* **Requirements**:
Reproduce the listing word for word. Skip any image.
-- START OF Source excerpt --
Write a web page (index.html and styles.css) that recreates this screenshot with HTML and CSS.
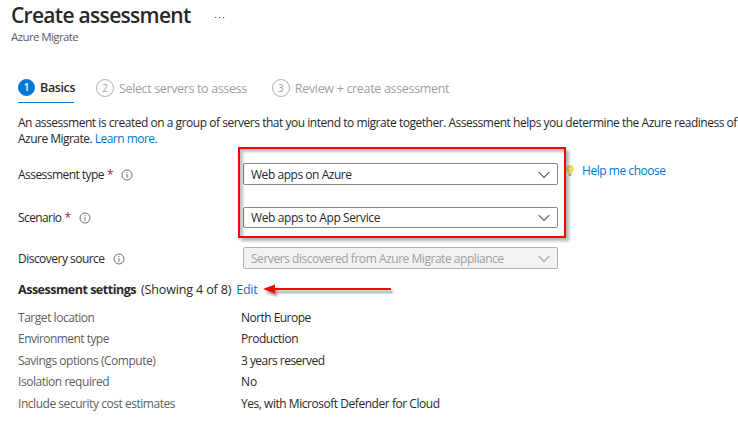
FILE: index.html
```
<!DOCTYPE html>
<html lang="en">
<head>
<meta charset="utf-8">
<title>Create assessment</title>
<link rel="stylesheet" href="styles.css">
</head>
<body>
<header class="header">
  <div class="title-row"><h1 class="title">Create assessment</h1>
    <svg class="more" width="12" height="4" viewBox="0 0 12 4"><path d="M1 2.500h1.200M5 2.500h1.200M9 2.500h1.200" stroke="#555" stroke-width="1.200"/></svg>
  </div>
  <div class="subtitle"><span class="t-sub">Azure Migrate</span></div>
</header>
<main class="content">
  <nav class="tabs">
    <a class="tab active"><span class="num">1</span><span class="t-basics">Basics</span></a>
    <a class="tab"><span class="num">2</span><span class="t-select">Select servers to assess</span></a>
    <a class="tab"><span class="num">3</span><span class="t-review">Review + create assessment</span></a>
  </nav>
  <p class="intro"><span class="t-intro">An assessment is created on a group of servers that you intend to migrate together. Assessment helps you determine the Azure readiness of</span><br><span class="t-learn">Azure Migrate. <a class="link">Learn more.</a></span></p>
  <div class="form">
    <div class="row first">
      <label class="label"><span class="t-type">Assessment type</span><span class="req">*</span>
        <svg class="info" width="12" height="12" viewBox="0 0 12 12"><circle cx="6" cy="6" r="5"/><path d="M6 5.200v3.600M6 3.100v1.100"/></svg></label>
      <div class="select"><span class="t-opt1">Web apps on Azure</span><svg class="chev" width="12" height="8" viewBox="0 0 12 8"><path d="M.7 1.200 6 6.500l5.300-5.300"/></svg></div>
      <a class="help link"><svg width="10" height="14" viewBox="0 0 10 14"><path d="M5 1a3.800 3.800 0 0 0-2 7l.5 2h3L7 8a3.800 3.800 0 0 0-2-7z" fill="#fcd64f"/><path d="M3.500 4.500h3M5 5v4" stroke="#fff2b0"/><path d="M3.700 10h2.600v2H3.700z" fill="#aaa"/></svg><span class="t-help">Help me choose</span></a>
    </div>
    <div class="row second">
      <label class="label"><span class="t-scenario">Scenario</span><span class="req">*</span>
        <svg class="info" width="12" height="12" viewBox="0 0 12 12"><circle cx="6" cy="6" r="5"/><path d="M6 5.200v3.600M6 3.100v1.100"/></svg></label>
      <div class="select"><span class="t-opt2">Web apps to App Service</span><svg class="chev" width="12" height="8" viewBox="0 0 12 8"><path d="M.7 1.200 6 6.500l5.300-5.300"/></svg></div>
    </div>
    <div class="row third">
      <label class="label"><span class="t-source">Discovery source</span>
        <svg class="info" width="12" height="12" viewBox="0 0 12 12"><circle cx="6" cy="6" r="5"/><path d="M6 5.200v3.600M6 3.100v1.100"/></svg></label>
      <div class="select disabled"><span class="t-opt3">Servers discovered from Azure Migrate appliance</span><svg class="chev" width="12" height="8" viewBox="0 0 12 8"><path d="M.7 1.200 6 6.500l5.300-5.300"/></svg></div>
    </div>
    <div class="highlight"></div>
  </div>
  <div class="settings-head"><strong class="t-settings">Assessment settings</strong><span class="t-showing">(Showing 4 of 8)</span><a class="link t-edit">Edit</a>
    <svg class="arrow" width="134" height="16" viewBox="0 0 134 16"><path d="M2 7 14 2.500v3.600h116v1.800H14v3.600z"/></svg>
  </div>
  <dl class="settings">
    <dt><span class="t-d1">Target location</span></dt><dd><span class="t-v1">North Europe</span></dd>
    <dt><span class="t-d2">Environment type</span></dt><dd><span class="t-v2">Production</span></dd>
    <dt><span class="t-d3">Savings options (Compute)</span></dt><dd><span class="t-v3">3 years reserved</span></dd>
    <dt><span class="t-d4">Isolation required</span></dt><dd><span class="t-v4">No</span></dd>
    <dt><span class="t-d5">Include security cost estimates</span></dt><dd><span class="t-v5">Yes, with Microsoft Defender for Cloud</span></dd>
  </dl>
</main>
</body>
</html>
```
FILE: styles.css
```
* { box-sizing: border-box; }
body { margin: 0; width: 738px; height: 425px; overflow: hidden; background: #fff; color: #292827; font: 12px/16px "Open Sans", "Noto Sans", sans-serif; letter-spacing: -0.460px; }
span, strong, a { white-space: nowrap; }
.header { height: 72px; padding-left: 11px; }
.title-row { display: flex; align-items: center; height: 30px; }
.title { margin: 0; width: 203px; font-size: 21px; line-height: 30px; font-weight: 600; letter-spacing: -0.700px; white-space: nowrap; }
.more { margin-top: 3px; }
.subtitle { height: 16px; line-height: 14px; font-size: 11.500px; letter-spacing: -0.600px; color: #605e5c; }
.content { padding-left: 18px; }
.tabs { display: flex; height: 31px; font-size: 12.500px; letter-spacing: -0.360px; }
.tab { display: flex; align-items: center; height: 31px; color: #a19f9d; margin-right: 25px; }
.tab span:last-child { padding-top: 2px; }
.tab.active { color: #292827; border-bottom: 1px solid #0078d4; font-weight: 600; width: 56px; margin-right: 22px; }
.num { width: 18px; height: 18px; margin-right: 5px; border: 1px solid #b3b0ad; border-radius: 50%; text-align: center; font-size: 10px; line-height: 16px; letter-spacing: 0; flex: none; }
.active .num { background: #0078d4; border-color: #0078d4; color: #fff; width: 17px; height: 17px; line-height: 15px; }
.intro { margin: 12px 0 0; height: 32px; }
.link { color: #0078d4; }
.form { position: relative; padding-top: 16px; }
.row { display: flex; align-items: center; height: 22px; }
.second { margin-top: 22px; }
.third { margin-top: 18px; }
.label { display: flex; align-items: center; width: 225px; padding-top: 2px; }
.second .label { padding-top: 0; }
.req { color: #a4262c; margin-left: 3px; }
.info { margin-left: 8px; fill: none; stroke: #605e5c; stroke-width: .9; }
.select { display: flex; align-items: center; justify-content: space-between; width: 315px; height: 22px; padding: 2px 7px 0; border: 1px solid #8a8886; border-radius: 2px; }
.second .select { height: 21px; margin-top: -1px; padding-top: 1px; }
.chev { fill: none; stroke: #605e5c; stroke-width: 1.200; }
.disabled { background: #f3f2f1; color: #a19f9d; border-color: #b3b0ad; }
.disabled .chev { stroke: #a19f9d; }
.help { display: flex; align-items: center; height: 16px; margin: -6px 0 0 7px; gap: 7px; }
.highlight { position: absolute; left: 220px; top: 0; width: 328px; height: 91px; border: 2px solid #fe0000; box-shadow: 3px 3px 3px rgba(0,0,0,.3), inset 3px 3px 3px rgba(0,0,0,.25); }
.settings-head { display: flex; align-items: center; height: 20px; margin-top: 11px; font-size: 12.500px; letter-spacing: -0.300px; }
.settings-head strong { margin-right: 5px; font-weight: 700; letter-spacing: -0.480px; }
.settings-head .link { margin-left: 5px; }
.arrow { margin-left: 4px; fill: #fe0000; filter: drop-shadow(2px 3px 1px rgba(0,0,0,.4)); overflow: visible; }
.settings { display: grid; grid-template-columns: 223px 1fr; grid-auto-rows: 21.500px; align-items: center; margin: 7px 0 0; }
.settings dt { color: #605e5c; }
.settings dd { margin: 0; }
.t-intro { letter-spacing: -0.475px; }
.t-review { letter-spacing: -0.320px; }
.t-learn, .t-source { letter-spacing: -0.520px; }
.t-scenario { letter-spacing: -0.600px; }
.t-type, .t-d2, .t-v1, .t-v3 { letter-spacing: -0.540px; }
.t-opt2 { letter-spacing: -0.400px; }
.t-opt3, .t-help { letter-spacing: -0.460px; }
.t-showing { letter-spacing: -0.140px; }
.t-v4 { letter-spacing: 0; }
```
-- END OF Source excerpt --
* **Exercise solution**:
Write a web page (index.html and styles.css) that recreates this screenshot with HTML and CSS.
FILE: index.html
```
<!DOCTYPE html>
<html lang="en">
<head>
<meta charset="utf-8">
<title>Create assessment</title>
<link rel="stylesheet" href="styles.css">
</head>
<body>
<header class="header">
  <div class="title-row"><h1 class="title">Create assessment</h1>
    <svg class="more" width="12" height="4" viewBox="0 0 12 4"><path d="M1 2.500h1.200M5 2.500h1.200M9 2.500h1.200" stroke="#555" stroke-width="1.200"/></svg>
  </div>
  <div class="subtitle"><span class="t-sub">Azure Migrate</span></div>
</header>
<main class="content">
  <nav class="tabs">
    <a class="tab active"><span class="num">1</span><span class="t-basics">Basics</span></a>
    <a class="tab"><span class="num">2</span><span class="t-select">Select servers to assess</span></a>
    <a class="tab"><span class="num">3</span><span class="t-review">Review + create assessment</span></a>
  </nav>
  <p class="intro"><span class="t-intro">An assessment is created on a group of servers that you intend to migrate together. Assessment helps you determine the Azure readiness of</span><br><span class="t-learn">Azure Migrate. <a class="link">Learn more.</a></span></p>
  <div class="form">
    <div class="row first">
      <label class="label"><span class="t-type">Assessment type</span><span class="req">*</span>
        <svg class="info" width="12" height="12" viewBox="0 0 12 12"><circle cx="6" cy="6" r="5"/><path d="M6 5.200v3.600M6 3.100v1.100"/></svg></label>
      <div class="select"><span class="t-opt1">Web apps on Azure</span><svg class="chev" width="12" height="8" viewBox="0 0 12 8"><path d="M.7 1.200 6 6.500l5.300-5.300"/></svg></div>
      <a class="help link"><svg width="10" height="14" viewBox="0 0 10 14"><path d="M5 1a3.800 3.800 0 0 0-2 7l.5 2h3L7 8a3.800 3.800 0 0 0-2-7z" fill="#fcd64f"/><path d="M3.500 4.500h3M5 5v4" stroke="#fff2b0"/><path d="M3.700 10h2.600v2H3.700z" fill="#aaa"/></svg><span class="t-help">Help me choose</span></a>
    </div>
    <div class="row second">
      <label class="label"><span class="t-scenario">Scenario</span><span class="req">*</span>
        <svg class="info" width="12" height="12" viewBox="0 0 12 12"><circle cx="6" cy="6" r="5"/><path d="M6 5.200v3.600M6 3.100v1.100"/></svg></label>
      <div class="select"><span class="t-opt2">Web apps to App Service</span><svg class="chev" width="12" height="8" viewBox="0 0 12 8"><path d="M.7 1.200 6 6.500l5.300-5.300"/></svg></div>
    </div>
    <div class="row third">
      <label class="label"><span class="t-source">Discovery source</span>
        <svg class="info" width="12" height="12" viewBox="0 0 12 12"><circle cx="6" cy="6" r="5"/><path d="M6 5.200v3.600M6 3.100v1.100"/></svg></label>
      <div class="select disabled"><span class="t-opt3">Servers discovered from Azure Migrate appliance</span><svg class="chev" width="12" height="8" viewBox="0 0 12 8"><path d="M.7 1.200 6 6.500l5.300-5.300"/></svg></div>
    </div>
    <div class="highlight"></div>
  </div>
  <div class="settings-head"><strong class="t-settings">Assessment settings</strong><span class="t-showing">(Showing 4 of 8)</span><a class="link t-edit">Edit</a>
    <svg class="arrow" width="134" height="16" viewBox="0 0 134 16"><path d="M2 7 14 2.500v3.600h116v1.800H14v3.600z"/></svg>
  </div>
  <dl class="settings">
    <dt><span class="t-d1">Target location</span></dt><dd><span class="t-v1">North Europe</span></dd>
    <dt><span class="t-d2">Environment type</span></dt><dd><span class="t-v2">Production</span></dd>
    <dt><span class="t-d3">Savings options (Compute)</span></dt><dd><span class="t-v3">3 years reserved</span></dd>
    <dt><span class="t-d4">Isolation required</span></dt><dd><span class="t-v4">No</span></dd>
    <dt><span class="t-d5">Include security cost estimates</span></dt><dd><span class="t-v5">Yes, with Microsoft Defender for Cloud</span></dd>
  </dl>
</main>
</body>
</html>
```
FILE: styles.css
```
* { box-sizing: border-box; }
body { margin: 0; width: 738px; height: 425px; overflow: hidden; background: #fff; color: #292827; font: 12px/16px "Open Sans", "Noto Sans", sans-serif; letter-spacing: -0.460px; }
span, strong, a { white-space: nowrap; }
.header { height: 72px; padding-left: 11px; }
.title-row { display: flex; align-items: center; height: 30px; }
.title { margin: 0; width: 203px; font-size: 21px; line-height: 30px; font-weight: 600; letter-spacing: -0.700px; white-space: nowrap; }
.more { margin-top: 3px; }
.subtitle { height: 16px; line-height: 14px; font-size: 11.500px; letter-spacing: -0.600px; color: #605e5c; }
.content { padding-left: 18px; }
.tabs { display: flex; height: 31px; font-size: 12.500px; letter-spacing: -0.360px; }
.tab { display: flex; align-items: center; height: 31px; color: #a19f9d; margin-right: 25px; }
.tab span:last-child { padding-top: 2px; }
.tab.active { color: #292827; border-bottom: 1px solid #0078d4; font-weight: 600; width: 56px; margin-right: 22px; }
.num { width: 18px; height: 18px; margin-right: 5px; border: 1px solid #b3b0ad; border-radius: 50%; text-align: center; font-size: 10px; line-height: 16px; letter-spacing: 0; flex: none; }
.active .num { background: #0078d4; border-color: #0078d4; color: #fff; width: 17px; height: 17px; line-height: 15px; }
.intro { margin: 12px 0 0; height: 32px; }
.link { color: #0078d4; }
.form { position: relative; padding-top: 16px; }
.row { display: flex; align-items: center; height: 22px; }
.second { margin-top: 22px; }
.third { margin-top: 18px; }
.label { display: flex; align-items: center; width: 225px; padding-top: 2px; }
.second .label { padding-top: 0; }
.req { color: #a4262c; margin-left: 3px; }
.info { margin-left: 8px; fill: none; stroke: #605e5c; stroke-width: .9; }
.select { display: flex; align-items: center; justify-content: space-between; width: 315px; height: 22px; padding: 2px 7px 0; border: 1px solid #8a8886; border-radius: 2px; }
.second .select { height: 21px; margin-top: -1px; padding-top: 1px; }
.chev { fill: none; stroke: #605e5c; stroke-width: 1.200; }
.disabled { background: #f3f2f1; color: #a19f9d; border-color: #b3b0ad; }
.disabled .chev { stroke: #a19f9d; }
.help { display: flex; align-items: center; height: 16px; margin: -6px 0 0 7px; gap: 7px; }
.highlight { position: absolute; left: 220px; top: 0; width: 328px; height: 91px; border: 2px solid #fe0000; box-shadow: 3px 3px 3px rgba(0,0,0,.3), inset 3px 3px 3px rgba(0,0,0,.25); }
.settings-head { display: flex; align-items: center; height: 20px; margin-top: 11px; font-size: 12.500px; letter-spacing: -0.300px; }
.settings-head strong { margin-right: 5px; font-weight: 700; letter-spacing: -0.480px; }
.settings-head .link { margin-left: 5px; }
.arrow { margin-left: 4px; fill: #fe0000; filter: drop-shadow(2px 3px 1px rgba(0,0,0,.4)); overflow: visible; }
.settings { display: grid; grid-template-columns: 223px 1fr; grid-auto-rows: 21.500px; align-items: center; margin: 7px 0 0; }
.settings dt { color: #605e5c; }
.settings dd { margin: 0; }
.t-intro { letter-spacing: -0.475px; }
.t-review { letter-spacing: -0.320px; }
.t-learn, .t-source { letter-spacing: -0.520px; }
.t-scenario { letter-spacing: -0.600px; }
.t-type, .t-d2, .t-v1, .t-v3 { letter-spacing: -0.540px; }
.t-opt2 { letter-spacing: -0.400px; }
.t-opt3, .t-help { letter-spacing: -0.460px; }
.t-showing { letter-spacing: -0.140px; }
.t-v4 { letter-spacing: 0; }
```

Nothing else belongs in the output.